- _The request_:
Extract every line of the material that holds the string "full".

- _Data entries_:

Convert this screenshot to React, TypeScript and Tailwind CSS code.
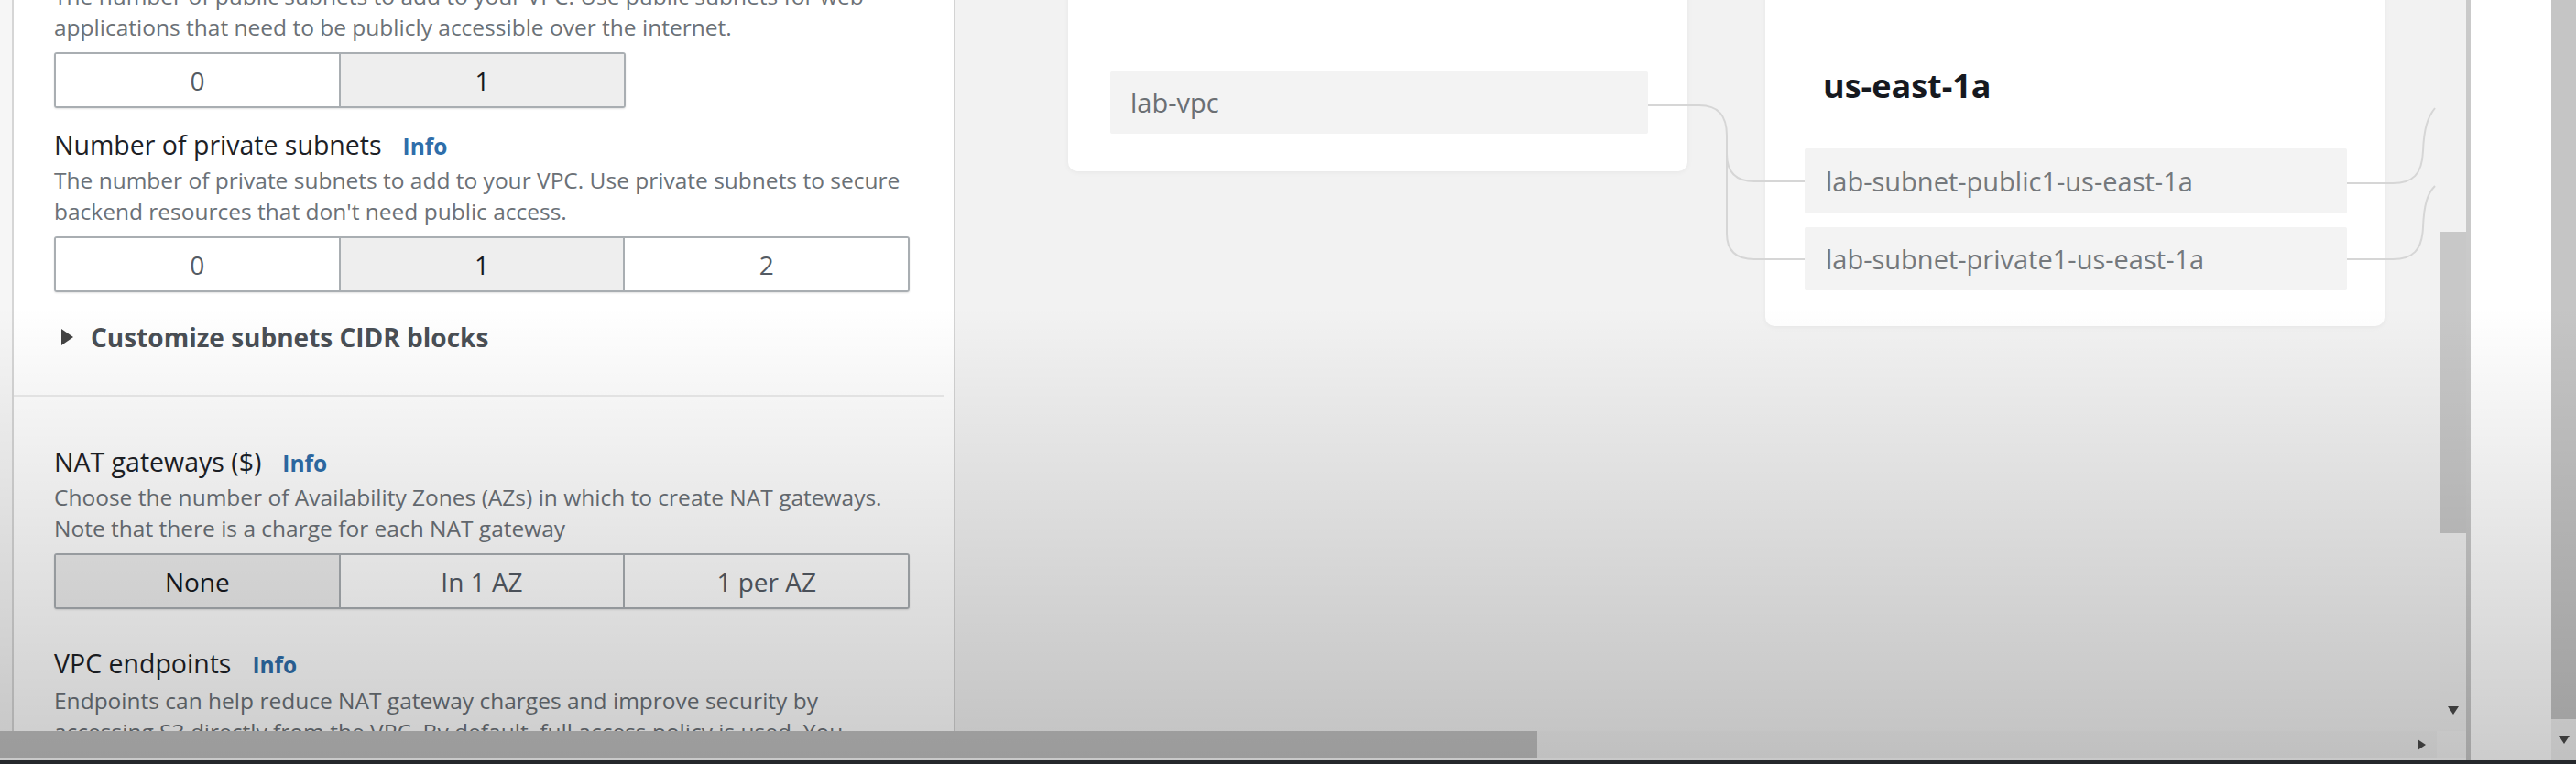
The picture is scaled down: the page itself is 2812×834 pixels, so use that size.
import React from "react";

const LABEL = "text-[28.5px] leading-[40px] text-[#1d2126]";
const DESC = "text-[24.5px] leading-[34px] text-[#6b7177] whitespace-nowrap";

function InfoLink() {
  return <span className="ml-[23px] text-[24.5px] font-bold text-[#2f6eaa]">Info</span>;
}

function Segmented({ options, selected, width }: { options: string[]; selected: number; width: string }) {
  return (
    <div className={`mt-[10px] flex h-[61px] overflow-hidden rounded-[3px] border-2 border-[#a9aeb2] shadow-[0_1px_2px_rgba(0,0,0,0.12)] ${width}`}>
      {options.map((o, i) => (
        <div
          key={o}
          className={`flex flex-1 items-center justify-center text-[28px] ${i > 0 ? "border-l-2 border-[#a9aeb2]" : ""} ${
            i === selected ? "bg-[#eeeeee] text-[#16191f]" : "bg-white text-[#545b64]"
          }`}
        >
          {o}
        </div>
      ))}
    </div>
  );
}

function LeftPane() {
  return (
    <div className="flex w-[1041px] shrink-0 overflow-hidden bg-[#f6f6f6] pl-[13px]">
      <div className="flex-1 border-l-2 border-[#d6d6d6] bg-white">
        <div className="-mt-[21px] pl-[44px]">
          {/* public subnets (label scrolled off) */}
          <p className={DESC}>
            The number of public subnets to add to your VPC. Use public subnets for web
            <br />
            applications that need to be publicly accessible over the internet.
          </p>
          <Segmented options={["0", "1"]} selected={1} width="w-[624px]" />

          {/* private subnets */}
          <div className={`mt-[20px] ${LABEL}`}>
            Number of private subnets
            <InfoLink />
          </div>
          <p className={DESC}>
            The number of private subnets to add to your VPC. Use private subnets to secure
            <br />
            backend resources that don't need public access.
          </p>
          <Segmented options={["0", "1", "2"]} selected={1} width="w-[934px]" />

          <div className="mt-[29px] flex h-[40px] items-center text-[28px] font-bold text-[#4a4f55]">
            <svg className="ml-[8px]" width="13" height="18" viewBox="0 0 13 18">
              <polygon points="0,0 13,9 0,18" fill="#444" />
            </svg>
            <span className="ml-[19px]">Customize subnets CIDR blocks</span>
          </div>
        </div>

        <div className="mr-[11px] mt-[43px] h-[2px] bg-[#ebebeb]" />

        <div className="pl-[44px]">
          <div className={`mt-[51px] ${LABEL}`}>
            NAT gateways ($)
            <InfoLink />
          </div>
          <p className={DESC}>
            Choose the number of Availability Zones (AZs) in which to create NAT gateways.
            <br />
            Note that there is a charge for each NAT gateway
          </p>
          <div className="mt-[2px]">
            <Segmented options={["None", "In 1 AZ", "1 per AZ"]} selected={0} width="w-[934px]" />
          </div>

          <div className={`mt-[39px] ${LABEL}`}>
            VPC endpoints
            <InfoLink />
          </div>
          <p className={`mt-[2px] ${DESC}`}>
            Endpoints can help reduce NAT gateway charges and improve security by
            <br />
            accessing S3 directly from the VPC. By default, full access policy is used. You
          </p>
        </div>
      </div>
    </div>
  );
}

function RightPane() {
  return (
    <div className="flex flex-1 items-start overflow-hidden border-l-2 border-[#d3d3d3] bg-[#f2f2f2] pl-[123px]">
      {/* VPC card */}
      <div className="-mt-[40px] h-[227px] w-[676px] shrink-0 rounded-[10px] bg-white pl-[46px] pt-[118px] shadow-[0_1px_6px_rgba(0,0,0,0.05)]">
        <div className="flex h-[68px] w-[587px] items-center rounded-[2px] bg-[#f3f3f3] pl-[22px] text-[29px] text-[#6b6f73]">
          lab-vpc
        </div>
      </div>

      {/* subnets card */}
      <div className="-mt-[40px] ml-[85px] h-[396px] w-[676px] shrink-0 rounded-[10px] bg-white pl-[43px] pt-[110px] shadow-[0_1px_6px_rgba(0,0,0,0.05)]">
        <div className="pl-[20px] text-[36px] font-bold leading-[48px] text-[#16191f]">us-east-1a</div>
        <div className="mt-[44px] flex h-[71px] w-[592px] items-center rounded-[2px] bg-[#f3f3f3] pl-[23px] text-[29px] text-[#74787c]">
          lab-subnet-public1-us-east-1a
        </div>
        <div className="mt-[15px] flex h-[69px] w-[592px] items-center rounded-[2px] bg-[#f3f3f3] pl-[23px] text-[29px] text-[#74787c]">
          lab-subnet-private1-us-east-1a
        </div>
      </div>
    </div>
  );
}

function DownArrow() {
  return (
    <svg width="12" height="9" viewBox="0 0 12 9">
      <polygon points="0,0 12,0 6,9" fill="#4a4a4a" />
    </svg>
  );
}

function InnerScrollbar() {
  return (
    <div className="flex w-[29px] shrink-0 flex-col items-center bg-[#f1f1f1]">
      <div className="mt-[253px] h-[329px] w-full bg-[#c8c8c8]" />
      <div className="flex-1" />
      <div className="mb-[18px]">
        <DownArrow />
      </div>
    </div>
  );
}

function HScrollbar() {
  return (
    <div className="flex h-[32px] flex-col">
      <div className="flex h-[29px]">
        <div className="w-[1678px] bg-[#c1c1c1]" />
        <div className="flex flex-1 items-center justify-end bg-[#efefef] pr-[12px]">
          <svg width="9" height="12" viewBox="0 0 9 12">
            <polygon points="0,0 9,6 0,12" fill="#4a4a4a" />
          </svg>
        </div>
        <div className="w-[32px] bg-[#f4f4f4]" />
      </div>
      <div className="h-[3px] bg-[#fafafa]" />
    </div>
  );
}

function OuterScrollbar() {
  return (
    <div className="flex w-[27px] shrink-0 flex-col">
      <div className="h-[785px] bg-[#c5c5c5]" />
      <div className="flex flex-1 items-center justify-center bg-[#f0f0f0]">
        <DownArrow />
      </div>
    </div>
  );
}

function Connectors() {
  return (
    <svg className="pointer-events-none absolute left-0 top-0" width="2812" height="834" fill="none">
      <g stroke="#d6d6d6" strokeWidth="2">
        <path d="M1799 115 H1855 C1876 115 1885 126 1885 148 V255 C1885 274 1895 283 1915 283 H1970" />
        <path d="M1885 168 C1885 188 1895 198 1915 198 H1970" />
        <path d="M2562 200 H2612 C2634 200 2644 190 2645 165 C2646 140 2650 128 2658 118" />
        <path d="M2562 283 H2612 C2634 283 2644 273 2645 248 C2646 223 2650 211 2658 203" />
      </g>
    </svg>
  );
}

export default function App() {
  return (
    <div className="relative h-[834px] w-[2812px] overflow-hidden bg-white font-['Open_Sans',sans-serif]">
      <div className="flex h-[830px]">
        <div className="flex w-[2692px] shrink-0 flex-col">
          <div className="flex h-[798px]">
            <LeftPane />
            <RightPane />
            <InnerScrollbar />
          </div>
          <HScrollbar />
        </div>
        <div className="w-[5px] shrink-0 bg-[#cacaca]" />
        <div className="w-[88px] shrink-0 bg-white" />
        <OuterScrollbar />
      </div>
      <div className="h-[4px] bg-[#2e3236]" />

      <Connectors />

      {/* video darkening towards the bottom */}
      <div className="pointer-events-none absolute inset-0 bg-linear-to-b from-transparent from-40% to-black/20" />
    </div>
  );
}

---

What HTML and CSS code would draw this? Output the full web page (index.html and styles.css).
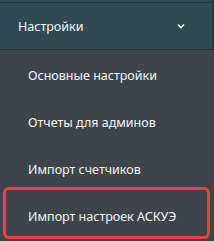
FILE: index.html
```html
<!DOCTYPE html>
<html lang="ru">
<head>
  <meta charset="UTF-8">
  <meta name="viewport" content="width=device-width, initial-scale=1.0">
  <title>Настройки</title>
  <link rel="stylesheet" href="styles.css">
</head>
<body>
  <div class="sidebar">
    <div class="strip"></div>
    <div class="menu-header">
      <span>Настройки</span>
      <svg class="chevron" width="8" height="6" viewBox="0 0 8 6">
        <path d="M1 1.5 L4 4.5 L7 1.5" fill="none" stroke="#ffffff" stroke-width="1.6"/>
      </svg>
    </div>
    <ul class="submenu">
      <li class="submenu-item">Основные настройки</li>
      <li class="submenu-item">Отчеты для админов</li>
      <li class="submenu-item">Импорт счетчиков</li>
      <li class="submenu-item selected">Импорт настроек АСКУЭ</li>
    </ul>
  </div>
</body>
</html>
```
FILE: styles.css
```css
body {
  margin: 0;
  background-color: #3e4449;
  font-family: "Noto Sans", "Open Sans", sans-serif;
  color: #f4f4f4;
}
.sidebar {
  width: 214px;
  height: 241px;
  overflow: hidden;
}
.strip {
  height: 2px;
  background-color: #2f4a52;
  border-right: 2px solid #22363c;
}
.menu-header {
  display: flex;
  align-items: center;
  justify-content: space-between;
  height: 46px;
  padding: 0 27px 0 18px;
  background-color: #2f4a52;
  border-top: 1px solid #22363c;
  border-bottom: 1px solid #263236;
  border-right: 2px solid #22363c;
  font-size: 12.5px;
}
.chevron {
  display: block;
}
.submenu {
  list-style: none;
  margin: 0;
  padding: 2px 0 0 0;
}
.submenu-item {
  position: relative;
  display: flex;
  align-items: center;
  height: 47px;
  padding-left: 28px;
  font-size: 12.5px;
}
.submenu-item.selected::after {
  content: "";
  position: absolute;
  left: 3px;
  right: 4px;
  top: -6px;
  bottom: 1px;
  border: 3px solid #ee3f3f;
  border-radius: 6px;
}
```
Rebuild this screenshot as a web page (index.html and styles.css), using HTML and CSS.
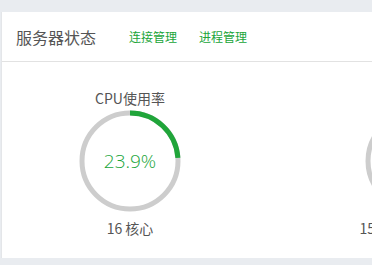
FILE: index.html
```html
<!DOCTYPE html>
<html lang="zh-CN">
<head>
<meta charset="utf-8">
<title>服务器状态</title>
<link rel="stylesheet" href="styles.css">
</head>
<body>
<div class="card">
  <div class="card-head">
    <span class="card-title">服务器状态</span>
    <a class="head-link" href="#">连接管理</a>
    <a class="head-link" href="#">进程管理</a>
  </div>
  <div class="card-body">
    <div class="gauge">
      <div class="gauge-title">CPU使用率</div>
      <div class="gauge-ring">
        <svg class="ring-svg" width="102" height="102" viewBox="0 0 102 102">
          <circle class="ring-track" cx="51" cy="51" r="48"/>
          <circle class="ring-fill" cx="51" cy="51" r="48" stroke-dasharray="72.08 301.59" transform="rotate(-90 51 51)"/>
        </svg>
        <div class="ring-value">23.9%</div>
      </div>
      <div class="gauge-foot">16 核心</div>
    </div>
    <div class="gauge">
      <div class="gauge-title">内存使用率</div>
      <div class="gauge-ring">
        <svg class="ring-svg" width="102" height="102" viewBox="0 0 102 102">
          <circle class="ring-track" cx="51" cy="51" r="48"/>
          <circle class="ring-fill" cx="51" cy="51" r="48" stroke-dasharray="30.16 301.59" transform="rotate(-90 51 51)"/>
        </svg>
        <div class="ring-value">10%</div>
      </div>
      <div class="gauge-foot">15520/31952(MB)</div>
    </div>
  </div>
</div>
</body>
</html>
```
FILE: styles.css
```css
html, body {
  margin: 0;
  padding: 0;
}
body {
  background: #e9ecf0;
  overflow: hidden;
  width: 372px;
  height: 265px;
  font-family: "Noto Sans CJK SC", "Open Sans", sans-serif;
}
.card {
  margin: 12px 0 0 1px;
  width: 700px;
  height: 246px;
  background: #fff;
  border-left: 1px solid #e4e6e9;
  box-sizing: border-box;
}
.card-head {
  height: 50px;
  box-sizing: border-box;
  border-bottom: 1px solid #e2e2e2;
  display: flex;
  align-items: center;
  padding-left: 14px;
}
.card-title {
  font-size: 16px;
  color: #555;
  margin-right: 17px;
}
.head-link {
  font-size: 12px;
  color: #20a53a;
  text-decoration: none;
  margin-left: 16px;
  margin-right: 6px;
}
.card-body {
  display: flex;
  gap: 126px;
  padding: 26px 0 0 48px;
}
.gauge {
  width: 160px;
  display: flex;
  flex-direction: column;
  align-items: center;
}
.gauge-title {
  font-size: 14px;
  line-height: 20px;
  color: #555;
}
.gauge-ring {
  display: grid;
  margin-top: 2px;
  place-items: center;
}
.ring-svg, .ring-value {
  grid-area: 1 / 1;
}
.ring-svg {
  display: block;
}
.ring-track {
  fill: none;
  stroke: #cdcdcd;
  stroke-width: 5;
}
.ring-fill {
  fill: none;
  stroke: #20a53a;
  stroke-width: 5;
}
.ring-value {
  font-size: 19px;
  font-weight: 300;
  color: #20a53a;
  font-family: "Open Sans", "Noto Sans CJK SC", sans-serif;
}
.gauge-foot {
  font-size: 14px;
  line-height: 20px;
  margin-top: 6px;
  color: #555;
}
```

- _Exercise solution_:
            accessing S3 directly from the VPC. By default, full access policy is used. You
      <div className="mt-[253px] h-[329px] w-full bg-[#c8c8c8]" />
What HTML and CSS code would draw this? Output the full web page (index.html and styles.css).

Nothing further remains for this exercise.